## start Stored data

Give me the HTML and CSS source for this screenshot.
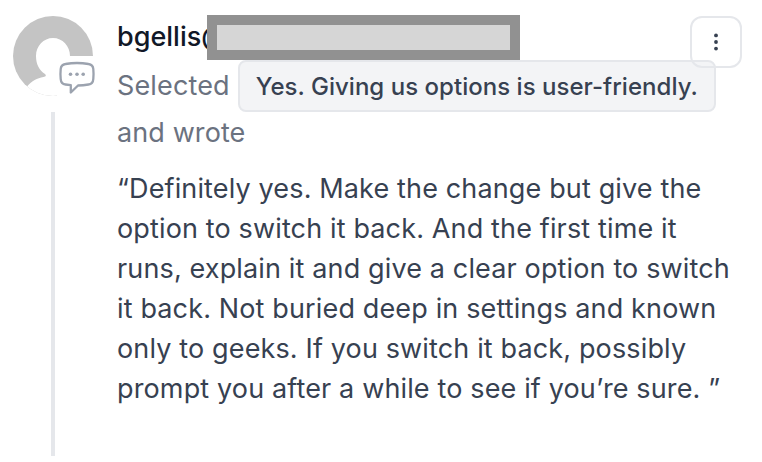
FILE: index.html
```
<!DOCTYPE html>
<html lang="en">
<head>
  <meta charset="UTF-8" />
  <meta name="viewport" content="width=device-width, initial-scale=1.0"/>
  <title>Feedback</title>
  <link rel="stylesheet" href="styles.css">
</head>
<body>
  <article class="entry">
    <div class="rail">
      <div class="avatar">
        <svg width="80" height="80" viewBox="0 0 80 80">
          <defs>
            <clipPath id="round"><circle cx="40" cy="40" r="40"/></clipPath>
          </defs>
          <g clip-path="url(#round)">
            <rect width="80" height="80" fill="#c4c4c4"/>
            <path d="M40 22c9.500 0 17 8 17 18 0 9-3 15-6.500 19.500C52 61 80 62 80 80H10L14 70.500C19 65 24 62 30.500 61 33 60.500 33.500 59.500 32 58 26 54 23 48 23 40c0-10 7.500-18 17-18z" fill="#fff"/>
          </g>
        </svg>
        <span class="badge">
          <svg width="40" height="40" viewBox="0 0 40 40" fill="none" stroke="#9ca3af" stroke-width="2.300" stroke-linejoin="round">
            <path d="M8.500 8Q20 6 31.500 8Q36 8.600 36.300 13Q36.800 18 36.300 23Q36 28 31.500 28.500Q26 29.300 21 29.500L13.800 36.500V29.200L8.500 28.500Q4 28 3.700 23Q3.200 18 3.700 13Q4 8.600 8.500 8z"/>
            <g fill="#9ca3af" stroke="none">
              <circle cx="13.500" cy="18.300" r="1.800"/>
              <circle cx="20" cy="18.300" r="1.800"/>
              <circle cx="26.200" cy="18.300" r="1.800"/>
            </g>
          </svg>
        </span>
      </div>
      <div class="line"></div>
    </div>
    <div class="content">
      <div class="name">bgellis@<span class="redacted"></span></div>
      <div class="meta">
        <div class="selected">Selected <span class="choice">Yes. Giving us options is user-friendly.</span></div>
        <div class="wrote">and wrote</div>
      </div>
      <p class="quote">“Definitely yes. Make the change but give the<br>option to switch it back. And the first time it<br>runs, explain it and give a clear option to switch<br>it back. Not buried deep in settings and known<br>only to geeks. If you switch it back, possibly<br>prompt you after a while to see if you’re sure. ”</p>
    </div>
    <button class="menu" type="button" aria-label="More">
      <svg width="6" height="18" viewBox="0 0 6 18" fill="#374151">
        <circle cx="3" cy="2.400" r="1.900"/>
        <circle cx="3" cy="9" r="1.900"/>
        <circle cx="3" cy="15.600" r="1.900"/>
      </svg>
    </button>
  </article>
</body>
</html>
```
FILE: styles.css
```
body {
  margin: 0;
  background: #fff;
  font-family: Inter, sans-serif;
  font-size: 27px;
  color: #374151;
}

.entry {
  position: relative;
  display: flex;
  gap: 24px;
  box-sizing: border-box;
  height: 456px;
  padding: 16px 20px 0 13px;
}

.rail {
  display: flex;
  flex-direction: column;
  align-items: center;
  gap: 16px;
  width: 80px;
}

.avatar {
  position: relative;
  height: 80px;
}

.avatar svg {
  display: block;
}

.badge {
  position: absolute;
  left: 44px;
  top: 40px;
  background: #fff;
}

.line {
  flex: 1;
  width: 4px;
  background: #e5e7eb;
}

.content {
  flex: 1;
  white-space: nowrap;
}

.name {
  position: relative;
  height: 44px;
  line-height: 42px;
  font-weight: 500;
  color: #111827;
}

.redacted {
  position: absolute;
  left: 90px;
  top: -1px;
  box-sizing: border-box;
  width: 313px;
  height: 45px;
  border: 10px solid #919191;
  background: #d6d6d6;
}

.meta {
  color: #6b7280;
}

.selected {
  display: flex;
  gap: 8px;
  height: 52px;
  line-height: 51px;
  letter-spacing: 0.14px;
}

.choice {
  box-sizing: border-box;
  width: 478px;
  height: 52px;
  padding: 0 16px;
  border: 2px solid #e5e7eb;
  border-radius: 8px;
  background: #f3f4f6;
  color: #374151;
  font-size: 24px;
  font-weight: 500;
  line-height: 49px;
  letter-spacing: 0.03px;
}

.wrote {
  line-height: 42px;
  letter-spacing: 0.1px;
}

.quote {
  margin: 15px 0 0;
  line-height: 40px;
  letter-spacing: 0.14px;
}

.menu {
  position: absolute;
  top: 16px;
  right: 20px;
  display: flex;
  align-items: center;
  justify-content: center;
  width: 52px;
  height: 52px;
  padding: 0;
  border: 2px solid #e5e7eb;
  border-radius: 12px;
  background: transparent;
}
```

## end Stored data

▶ _Task goal_: Copy the whole listing above word for word but do not carry over the pictures.

▶ _Exercise response_:
Give me the HTML and CSS source for this screenshot.
FILE: index.html
```
<!DOCTYPE html>
<html lang="en">
<head>
  <meta charset="UTF-8" />
  <meta name="viewport" content="width=device-width, initial-scale=1.0"/>
  <title>Feedback</title>
  <link rel="stylesheet" href="styles.css">
</head>
<body>
  <article class="entry">
    <div class="rail">
      <div class="avatar">
        <svg width="80" height="80" viewBox="0 0 80 80">
          <defs>
            <clipPath id="round"><circle cx="40" cy="40" r="40"/></clipPath>
          </defs>
          <g clip-path="url(#round)">
            <rect width="80" height="80" fill="#c4c4c4"/>
            <path d="M40 22c9.500 0 17 8 17 18 0 9-3 15-6.500 19.500C52 61 80 62 80 80H10L14 70.500C19 65 24 62 30.500 61 33 60.500 33.500 59.500 32 58 26 54 23 48 23 40c0-10 7.500-18 17-18z" fill="#fff"/>
          </g>
        </svg>
        <span class="badge">
          <svg width="40" height="40" viewBox="0 0 40 40" fill="none" stroke="#9ca3af" stroke-width="2.300" stroke-linejoin="round">
            <path d="M8.500 8Q20 6 31.500 8Q36 8.600 36.300 13Q36.800 18 36.300 23Q36 28 31.500 28.500Q26 29.300 21 29.500L13.800 36.500V29.200L8.500 28.500Q4 28 3.700 23Q3.200 18 3.700 13Q4 8.600 8.500 8z"/>
            <g fill="#9ca3af" stroke="none">
              <circle cx="13.500" cy="18.300" r="1.800"/>
              <circle cx="20" cy="18.300" r="1.800"/>
              <circle cx="26.200" cy="18.300" r="1.800"/>
            </g>
          </svg>
        </span>
      </div>
      <div class="line"></div>
    </div>
    <div class="content">
      <div class="name">bgellis@<span class="redacted"></span></div>
      <div class="meta">
        <div class="selected">Selected <span class="choice">Yes. Giving us options is user-friendly.</span></div>
        <div class="wrote">and wrote</div>
      </div>
      <p class="quote">“Definitely yes. Make the change but give the<br>option to switch it back. And the first time it<br>runs, explain it and give a clear option to switch<br>it back. Not buried deep in settings and known<br>only to geeks. If you switch it back, possibly<br>prompt you after a while to see if you’re sure. ”</p>
    </div>
    <button class="menu" type="button" aria-label="More">
      <svg width="6" height="18" viewBox="0 0 6 18" fill="#374151">
        <circle cx="3" cy="2.400" r="1.900"/>
        <circle cx="3" cy="9" r="1.900"/>
        <circle cx="3" cy="15.600" r="1.900"/>
      </svg>
    </button>
  </article>
</body>
</html>
```
FILE: styles.css
```
body {
  margin: 0;
  background: #fff;
  font-family: Inter, sans-serif;
  font-size: 27px;
  color: #374151;
}

.entry {
  position: relative;
  display: flex;
  gap: 24px;
  box-sizing: border-box;
  height: 456px;
  padding: 16px 20px 0 13px;
}

.rail {
  display: flex;
  flex-direction: column;
  align-items: center;
  gap: 16px;
  width: 80px;
}

.avatar {
  position: relative;
  height: 80px;
}

.avatar svg {
  display: block;
}

.badge {
  position: absolute;
  left: 44px;
  top: 40px;
  background: #fff;
}

.line {
  flex: 1;
  width: 4px;
  background: #e5e7eb;
}

.content {
  flex: 1;
  white-space: nowrap;
}

.name {
  position: relative;
  height: 44px;
  line-height: 42px;
  font-weight: 500;
  color: #111827;
}

.redacted {
  position: absolute;
  left: 90px;
  top: -1px;
  box-sizing: border-box;
  width: 313px;
  height: 45px;
  border: 10px solid #919191;
  background: #d6d6d6;
}

.meta {
  color: #6b7280;
}

.selected {
  display: flex;
  gap: 8px;
  height: 52px;
  line-height: 51px;
  letter-spacing: 0.14px;
}

.choice {
  box-sizing: border-box;
  width: 478px;
  height: 52px;
  padding: 0 16px;
  border: 2px solid #e5e7eb;
  border-radius: 8px;
  background: #f3f4f6;
  color: #374151;
  font-size: 24px;
  font-weight: 500;
  line-height: 49px;
  letter-spacing: 0.03px;
}

.wrote {
  line-height: 42px;
  letter-spacing: 0.1px;
}

.quote {
  margin: 15px 0 0;
  line-height: 40px;
  letter-spacing: 0.14px;
}

.menu {
  position: absolute;
  top: 16px;
  right: 20px;
  display: flex;
  align-items: center;
  justify-content: center;
  width: 52px;
  height: 52px;
  padding: 0;
  border: 2px solid #e5e7eb;
  border-radius: 12px;
  background: transparent;
}
```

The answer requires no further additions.